Aujourd’hui encore, le spectre d’une partition à la colombienne pèse comme sur une épée de Damoclès sur les constructions nationales fragiles d’Amérique latine. En Bolivie, les riches départements de l’Est ont brandi la menace sécessionniste suite à l’élection du président Evo Morales pour mettre à mal son agenda de nationalisation des hydrocarbures et de rupture avec l’alignement sur Washington : ils ont été appuyés dans leur démarche par l’ambassadeur américain, qui officiait auparavant… au Kosovo. Les élites équatoriennes ont usé de procédés similaires pour contrer l’action du président Rafael Correa5.

« Les départements autonomes vont certainement se tourner vers des créanciers internationaux (USAID, les Européens, le Japon) pour demander de l’assistance afin de mener à bien l’autonomie » (P. Goldberg, ambassadeur américain en Bolivie. Extrait d’un câble diplomatique révélé par Wikileaks). L’éventuelle partition de la Bolivie était conçue dans la perspective d’un accroissement des échanges entre les régions autonomes et les États-Unis – où l’on voit « qu’autonomie » vis-à-vis d’un État ne signifie aucunement « autonomie » vis-à-vis du marché global.

La mondialisation semble avoir multiplié les phénomènes séparatistes de cette nature dans les pays périphériques, dont les centres convoitent les ressources – surtout lorsque ces derniers en comprennent l’utilité stratégique. On notera à cet égard que les néoconservateurs américains ont élevé la reconfiguration des frontières nationales – au gré des richesses qu’elles renferment, des ethnies qui les composent entre autres – au rang d’art. C’est ainsi que Ralph Peters, officier à la retraite membre du think-tank Project For The New American Century, propose rien de moins qu’un remodelage complet du Moyen-Orient sur la base de considérations ethniques et de logiques géostratégiques.

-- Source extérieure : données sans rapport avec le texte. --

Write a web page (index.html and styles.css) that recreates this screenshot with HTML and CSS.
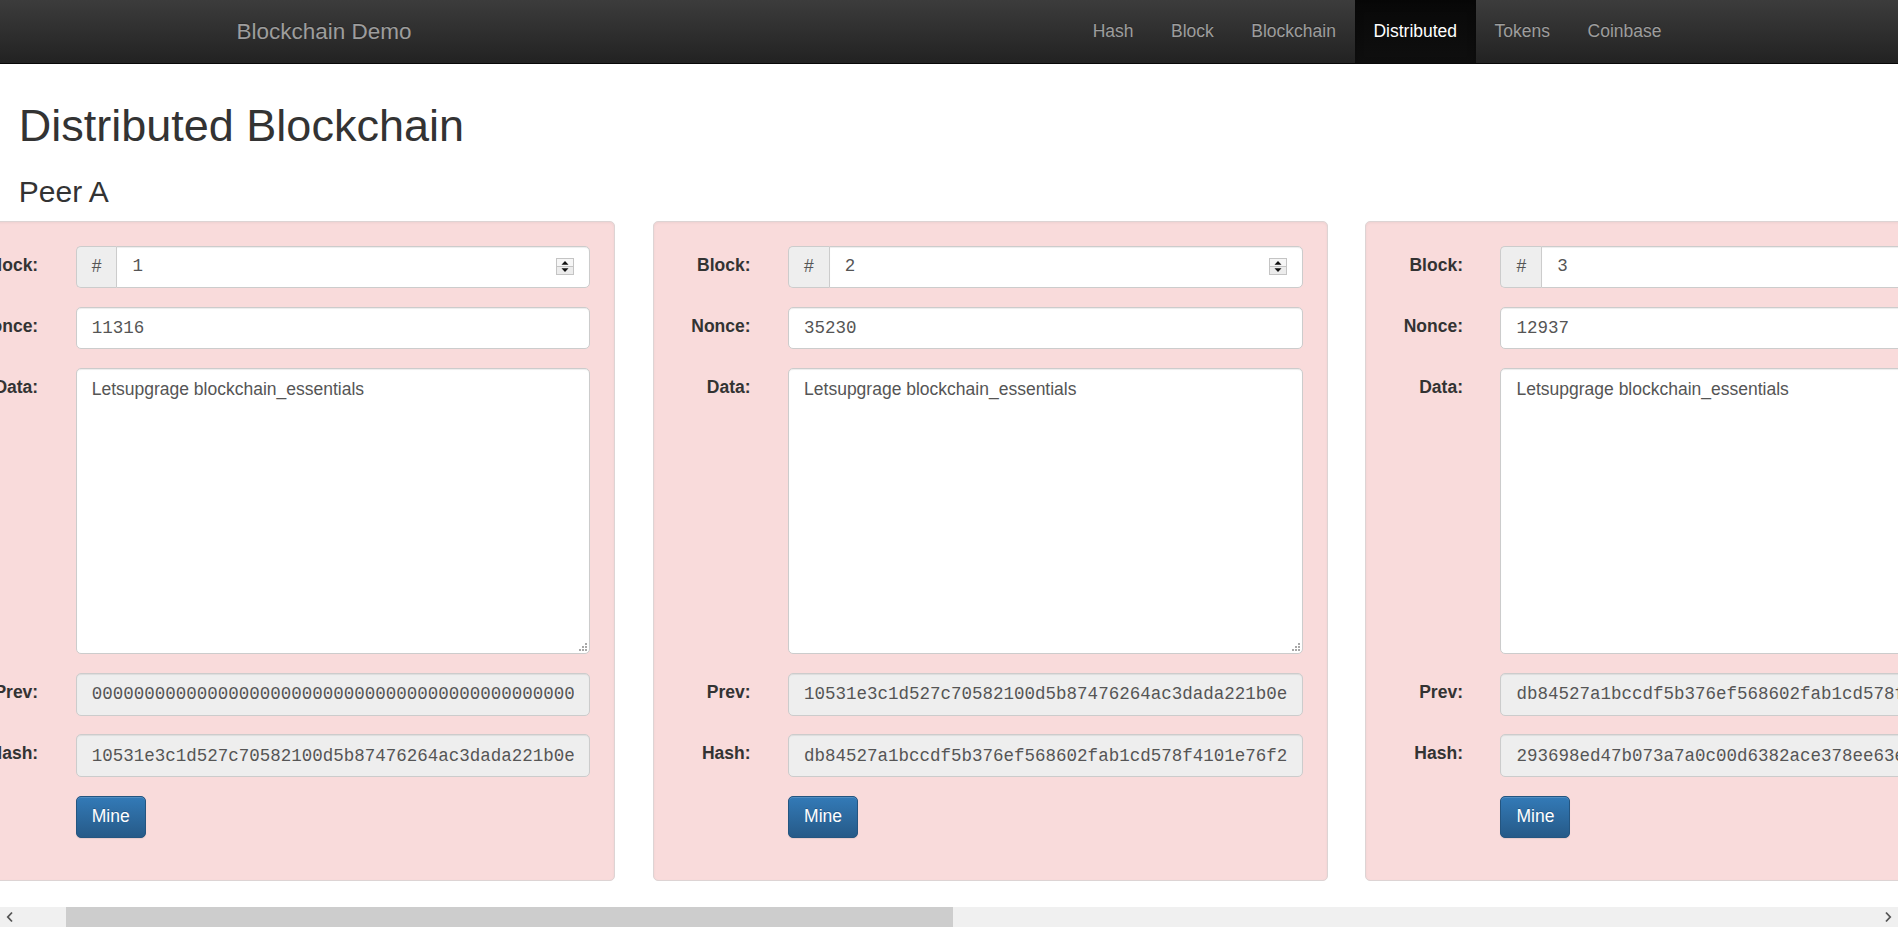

La reconfiguration du Moyen-Orient selon Ralph Peters, destinée à mettre fin aux « frontières de sang » héritées de la colonisation © http://armedforcesjournal.com/peters-blood-borders-map/

On trouve des stratégies similaires employées par la Fédération de Russie dans ses velléités expansionnistes ; c’est ainsi que le gouvernement russe appuie les demandes de reconnaissance de l’indépendance à l’international de l’Ossétie du Sud et de l’Abkhazie depuis la deuxième guerre d’Ossétie du Sud d’août 2008, que l’ONU considère comme deux régions de Géorgie.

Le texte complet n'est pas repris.